В этой битве взрослой женщины и подростка никто не победил. Впрочем, и противостояния не было, ведь обе они сражались за одно и то же – за ученицу седьмого «Б» класса Иванову Александру.
Остаток урока прошел тихо, в нарочито спокойной и доброй обстановке.
Миша получил заслуженную тройку за ответы у доски, Саша и Ира – заслуженные пятерки за ответы с места, мальчики с галерки – честные четверки. Дима Лапочкин тоже получил четверку, но не совсем заслуженную и почему-то карандашную – в свой первый после болезни учебный день мальчик забыл дома тетрадь.
– Сашка, классно ты всё-таки с судом придумала, – восхитился Миша, когда они с одноклассницей вышли из школы.
– Ага, классно, – усмехнулась Саша.
– Думаешь, Лариса Ивановна позвонит твоим?
– Не знаю. Даже если и позвонит, мне по фиг.

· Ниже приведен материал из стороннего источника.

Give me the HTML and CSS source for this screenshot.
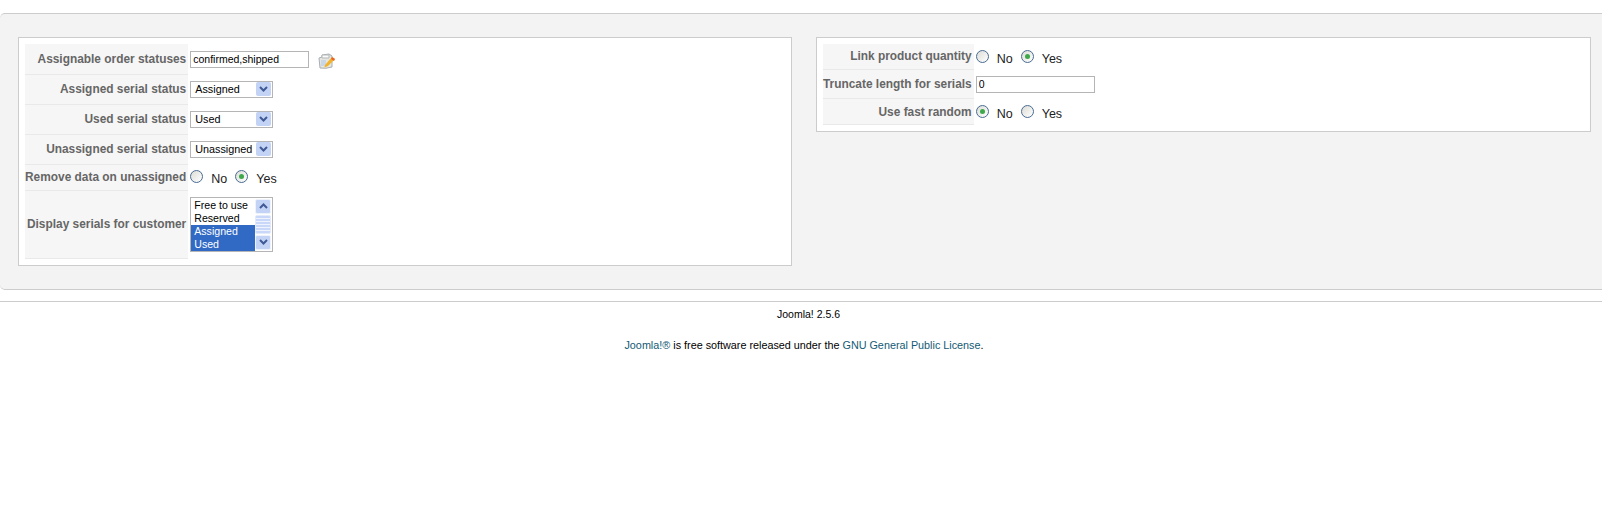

– Я знаю. Слушай, Сашка, давай я тебя провожу?
– Зачем?
– А чё ты одна на свою окраину пойдешь?
– Всегда же хожу, чё тут такого?
Саша с Мишей дружили с первого класса, но именно в этом учебном году девочка наедине с другом чувствовала себя как-то странно: одновременно скованно и свободно. Ей казалось, будто она деревянная кукла, которую лишили чувств, – но эти чувства сами собой пробивались сквозь плотную защиту, оживало и ускорялось сердце, кровь быстрее бежала по кукольным венам. Саше хотелось убежать, спрятаться, но она не могла даже ускорить шаг. Последние несколько месяцев девочка разговаривала с Мишей нарочито грубо, неожиданно проскакивали у нее не свойственные ей словечки и смешки, словно это был не лучший друг, а совсем незнакомый человек, чужой и взрослый.
– Нет, я тебя всё-таки провожу.
– А как ты сам потом домой пойдешь? Или мне тебя придется провожать?
– На такси поеду или папе позвоню, попрошу, чтобы он меня забрал.
– Ну, ладно. Проводишь до магазина, дальше я сама.
– Нет, или до дома, или ты пойдешь ночевать к нам.
– Да че бы я к вам пошла? У меня свой дом есть.
– Сашка, или до дома, или к нам, – неожиданно строго утвердил Миша.
Девочка ничего не ответила. Они молча шли по вечернему городу. Под ногами подростков чавкала смесь из снега, грязи и осенних листьев, над головой ласково улыбались фонари, вокруг сверкали неоновые вывески, моргали рекламные щиты.
И Миша, и Саша очень любили возвращаться вдвоем из школы. Именно в этот таинственный вечерний час город утихал и начинал сонно моргать. Выходя из школы в вечерний сумрак, друзья по привычке цапались, цеплялись друг к другу, но чем дальше они отходили от родного здания, тем тише становились их голоса, тем задумчивее дети смотрели вдаль. И тем сильнее им хотелось взяться за руки.
Миша до боли сжал кулаки в карманах куртки, догадываясь, что в этот момент Саша так же сжимает кулаки в карманчиках пальто.